"""
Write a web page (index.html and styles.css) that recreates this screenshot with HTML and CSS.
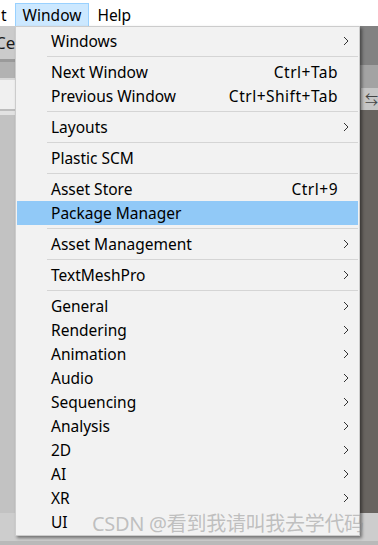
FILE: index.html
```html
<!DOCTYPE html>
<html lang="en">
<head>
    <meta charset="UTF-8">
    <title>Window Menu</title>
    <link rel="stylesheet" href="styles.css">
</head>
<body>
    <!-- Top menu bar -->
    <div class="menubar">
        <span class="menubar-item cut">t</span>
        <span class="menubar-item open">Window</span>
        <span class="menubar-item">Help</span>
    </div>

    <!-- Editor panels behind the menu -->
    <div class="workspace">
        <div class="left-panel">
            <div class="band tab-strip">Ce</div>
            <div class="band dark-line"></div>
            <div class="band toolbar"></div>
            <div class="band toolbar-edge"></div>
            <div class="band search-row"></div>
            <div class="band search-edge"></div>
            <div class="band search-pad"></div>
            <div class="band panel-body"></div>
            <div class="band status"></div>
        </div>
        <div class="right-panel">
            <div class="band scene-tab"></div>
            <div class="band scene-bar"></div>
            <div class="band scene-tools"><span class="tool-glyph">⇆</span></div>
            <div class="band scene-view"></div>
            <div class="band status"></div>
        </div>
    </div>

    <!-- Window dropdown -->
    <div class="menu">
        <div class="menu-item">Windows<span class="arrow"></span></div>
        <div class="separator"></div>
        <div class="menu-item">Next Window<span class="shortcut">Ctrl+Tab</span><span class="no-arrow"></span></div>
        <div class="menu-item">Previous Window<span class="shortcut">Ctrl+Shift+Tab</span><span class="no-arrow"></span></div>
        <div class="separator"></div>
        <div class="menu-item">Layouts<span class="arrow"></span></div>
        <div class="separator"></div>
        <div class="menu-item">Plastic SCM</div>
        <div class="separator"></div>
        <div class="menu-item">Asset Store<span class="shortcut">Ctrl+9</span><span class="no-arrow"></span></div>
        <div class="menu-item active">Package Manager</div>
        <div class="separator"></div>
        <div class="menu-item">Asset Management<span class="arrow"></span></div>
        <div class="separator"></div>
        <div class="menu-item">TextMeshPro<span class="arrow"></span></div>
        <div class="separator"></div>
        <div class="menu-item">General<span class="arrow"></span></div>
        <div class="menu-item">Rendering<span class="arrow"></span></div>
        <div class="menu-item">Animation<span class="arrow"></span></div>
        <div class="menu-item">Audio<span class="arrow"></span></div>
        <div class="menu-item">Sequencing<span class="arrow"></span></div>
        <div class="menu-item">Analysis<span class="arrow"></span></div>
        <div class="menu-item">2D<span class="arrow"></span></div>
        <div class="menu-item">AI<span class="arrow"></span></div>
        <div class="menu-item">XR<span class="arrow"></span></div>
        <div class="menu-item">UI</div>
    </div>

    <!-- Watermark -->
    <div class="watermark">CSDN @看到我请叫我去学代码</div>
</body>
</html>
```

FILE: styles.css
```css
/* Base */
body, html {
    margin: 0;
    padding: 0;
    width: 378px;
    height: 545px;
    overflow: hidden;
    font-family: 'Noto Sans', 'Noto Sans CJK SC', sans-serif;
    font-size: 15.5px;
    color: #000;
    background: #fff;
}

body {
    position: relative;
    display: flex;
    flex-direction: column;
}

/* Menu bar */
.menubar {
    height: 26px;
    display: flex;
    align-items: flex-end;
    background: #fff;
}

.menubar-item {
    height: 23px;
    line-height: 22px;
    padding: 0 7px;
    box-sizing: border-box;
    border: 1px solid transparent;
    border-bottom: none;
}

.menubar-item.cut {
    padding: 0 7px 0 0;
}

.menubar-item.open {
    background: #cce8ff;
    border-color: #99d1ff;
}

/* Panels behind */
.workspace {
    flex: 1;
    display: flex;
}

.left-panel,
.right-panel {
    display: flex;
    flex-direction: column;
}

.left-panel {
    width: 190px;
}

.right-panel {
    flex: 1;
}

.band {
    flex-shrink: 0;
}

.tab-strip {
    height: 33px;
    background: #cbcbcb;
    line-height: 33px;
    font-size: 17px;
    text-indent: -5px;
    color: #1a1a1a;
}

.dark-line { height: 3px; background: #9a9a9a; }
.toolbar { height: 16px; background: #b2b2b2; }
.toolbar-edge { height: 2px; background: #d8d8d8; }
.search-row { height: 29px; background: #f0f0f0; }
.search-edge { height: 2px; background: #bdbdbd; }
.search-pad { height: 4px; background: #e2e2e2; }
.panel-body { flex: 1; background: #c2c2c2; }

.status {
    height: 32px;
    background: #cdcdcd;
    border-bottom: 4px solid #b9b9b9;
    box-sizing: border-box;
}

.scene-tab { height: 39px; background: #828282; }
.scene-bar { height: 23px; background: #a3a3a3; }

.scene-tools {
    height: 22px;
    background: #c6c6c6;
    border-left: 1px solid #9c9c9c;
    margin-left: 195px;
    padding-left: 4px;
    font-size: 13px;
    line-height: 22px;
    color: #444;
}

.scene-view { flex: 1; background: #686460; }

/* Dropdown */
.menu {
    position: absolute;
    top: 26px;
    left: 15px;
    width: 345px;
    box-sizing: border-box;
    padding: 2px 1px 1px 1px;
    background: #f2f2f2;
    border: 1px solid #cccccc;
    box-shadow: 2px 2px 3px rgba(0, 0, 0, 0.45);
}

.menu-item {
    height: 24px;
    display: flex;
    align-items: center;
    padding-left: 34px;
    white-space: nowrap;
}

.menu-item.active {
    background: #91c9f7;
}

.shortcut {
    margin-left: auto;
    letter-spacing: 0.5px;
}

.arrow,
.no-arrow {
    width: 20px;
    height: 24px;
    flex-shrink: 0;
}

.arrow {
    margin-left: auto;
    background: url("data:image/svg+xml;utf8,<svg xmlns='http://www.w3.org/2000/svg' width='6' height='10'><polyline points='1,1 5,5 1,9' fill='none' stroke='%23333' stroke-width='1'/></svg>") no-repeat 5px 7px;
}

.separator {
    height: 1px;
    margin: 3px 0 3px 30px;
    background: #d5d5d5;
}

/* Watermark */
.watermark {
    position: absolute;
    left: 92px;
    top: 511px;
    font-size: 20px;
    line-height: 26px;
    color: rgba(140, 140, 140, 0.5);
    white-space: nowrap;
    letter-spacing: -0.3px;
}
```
"""
Copy the whole listing above word for word but do not carry over the pictures.

§ The output:
Write a web page (index.html and styles.css) that recreates this screenshot with HTML and CSS.
FILE: index.html
```html
<!DOCTYPE html>
<html lang="en">
<head>
    <meta charset="UTF-8">
    <title>Window Menu</title>
    <link rel="stylesheet" href="styles.css">
</head>
<body>
    <!-- Top menu bar -->
    <div class="menubar">
        <span class="menubar-item cut">t</span>
        <span class="menubar-item open">Window</span>
        <span class="menubar-item">Help</span>
    </div>

    <!-- Editor panels behind the menu -->
    <div class="workspace">
        <div class="left-panel">
            <div class="band tab-strip">Ce</div>
            <div class="band dark-line"></div>
            <div class="band toolbar"></div>
            <div class="band toolbar-edge"></div>
            <div class="band search-row"></div>
            <div class="band search-edge"></div>
            <div class="band search-pad"></div>
            <div class="band panel-body"></div>
            <div class="band status"></div>
        </div>
        <div class="right-panel">
            <div class="band scene-tab"></div>
            <div class="band scene-bar"></div>
            <div class="band scene-tools"><span class="tool-glyph">⇆</span></div>
            <div class="band scene-view"></div>
            <div class="band status"></div>
        </div>
    </div>

    <!-- Window dropdown -->
    <div class="menu">
        <div class="menu-item">Windows<span class="arrow"></span></div>
        <div class="separator"></div>
        <div class="menu-item">Next Window<span class="shortcut">Ctrl+Tab</span><span class="no-arrow"></span></div>
        <div class="menu-item">Previous Window<span class="shortcut">Ctrl+Shift+Tab</span><span class="no-arrow"></span></div>
        <div class="separator"></div>
        <div class="menu-item">Layouts<span class="arrow"></span></div>
        <div class="separator"></div>
        <div class="menu-item">Plastic SCM</div>
        <div class="separator"></div>
        <div class="menu-item">Asset Store<span class="shortcut">Ctrl+9</span><span class="no-arrow"></span></div>
        <div class="menu-item active">Package Manager</div>
        <div class="separator"></div>
        <div class="menu-item">Asset Management<span class="arrow"></span></div>
        <div class="separator"></div>
        <div class="menu-item">TextMeshPro<span class="arrow"></span></div>
        <div class="separator"></div>
        <div class="menu-item">General<span class="arrow"></span></div>
        <div class="menu-item">Rendering<span class="arrow"></span></div>
        <div class="menu-item">Animation<span class="arrow"></span></div>
        <div class="menu-item">Audio<span class="arrow"></span></div>
        <div class="menu-item">Sequencing<span class="arrow"></span></div>
        <div class="menu-item">Analysis<span class="arrow"></span></div>
        <div class="menu-item">2D<span class="arrow"></span></div>
        <div class="menu-item">AI<span class="arrow"></span></div>
        <div class="menu-item">XR<span class="arrow"></span></div>
        <div class="menu-item">UI</div>
    </div>

    <!-- Watermark -->
    <div class="watermark">CSDN @看到我请叫我去学代码</div>
</body>
</html>
```

FILE: styles.css
```css
/* Base */
body, html {
    margin: 0;
    padding: 0;
    width: 378px;
    height: 545px;
    overflow: hidden;
    font-family: 'Noto Sans', 'Noto Sans CJK SC', sans-serif;
    font-size: 15.5px;
    color: #000;
    background: #fff;
}

body {
    position: relative;
    display: flex;
    flex-direction: column;
}

/* Menu bar */
.menubar {
    height: 26px;
    display: flex;
    align-items: flex-end;
    background: #fff;
}

.menubar-item {
    height: 23px;
    line-height: 22px;
    padding: 0 7px;
    box-sizing: border-box;
    border: 1px solid transparent;
    border-bottom: none;
}

.menubar-item.cut {
    padding: 0 7px 0 0;
}

.menubar-item.open {
    background: #cce8ff;
    border-color: #99d1ff;
}

/* Panels behind */
.workspace {
    flex: 1;
    display: flex;
}

.left-panel,
.right-panel {
    display: flex;
    flex-direction: column;
}

.left-panel {
    width: 190px;
}

.right-panel {
    flex: 1;
}

.band {
    flex-shrink: 0;
}

.tab-strip {
    height: 33px;
    background: #cbcbcb;
    line-height: 33px;
    font-size: 17px;
    text-indent: -5px;
    color: #1a1a1a;
}

.dark-line { height: 3px; background: #9a9a9a; }
.toolbar { height: 16px; background: #b2b2b2; }
.toolbar-edge { height: 2px; background: #d8d8d8; }
.search-row { height: 29px; background: #f0f0f0; }
.search-edge { height: 2px; background: #bdbdbd; }
.search-pad { height: 4px; background: #e2e2e2; }
.panel-body { flex: 1; background: #c2c2c2; }

.status {
    height: 32px;
    background: #cdcdcd;
    border-bottom: 4px solid #b9b9b9;
    box-sizing: border-box;
}

.scene-tab { height: 39px; background: #828282; }
.scene-bar { height: 23px; background: #a3a3a3; }

.scene-tools {
    height: 22px;
    background: #c6c6c6;
    border-left: 1px solid #9c9c9c;
    margin-left: 195px;
    padding-left: 4px;
    font-size: 13px;
    line-height: 22px;
    color: #444;
}

.scene-view { flex: 1; background: #686460; }

/* Dropdown */
.menu {
    position: absolute;
    top: 26px;
    left: 15px;
    width: 345px;
    box-sizing: border-box;
    padding: 2px 1px 1px 1px;
    background: #f2f2f2;
    border: 1px solid #cccccc;
    box-shadow: 2px 2px 3px rgba(0, 0, 0, 0.45);
}

.menu-item {
    height: 24px;
    display: flex;
    align-items: center;
    padding-left: 34px;
    white-space: nowrap;
}

.menu-item.active {
    background: #91c9f7;
}

.shortcut {
    margin-left: auto;
    letter-spacing: 0.5px;
}

.arrow,
.no-arrow {
    width: 20px;
    height: 24px;
    flex-shrink: 0;
}

.arrow {
    margin-left: auto;
    background: url("data:image/svg+xml;utf8,<svg xmlns='http://www.w3.org/2000/svg' width='6' height='10'><polyline points='1,1 5,5 1,9' fill='none' stroke='%23333' stroke-width='1'/></svg>") no-repeat 5px 7px;
}

.separator {
    height: 1px;
    margin: 3px 0 3px 30px;
    background: #d5d5d5;
}

/* Watermark */
.watermark {
    position: absolute;
    left: 92px;
    top: 511px;
    font-size: 20px;
    line-height: 26px;
    color: rgba(140, 140, 140, 0.5);
    white-space: nowrap;
    letter-spacing: -0.3px;
}
```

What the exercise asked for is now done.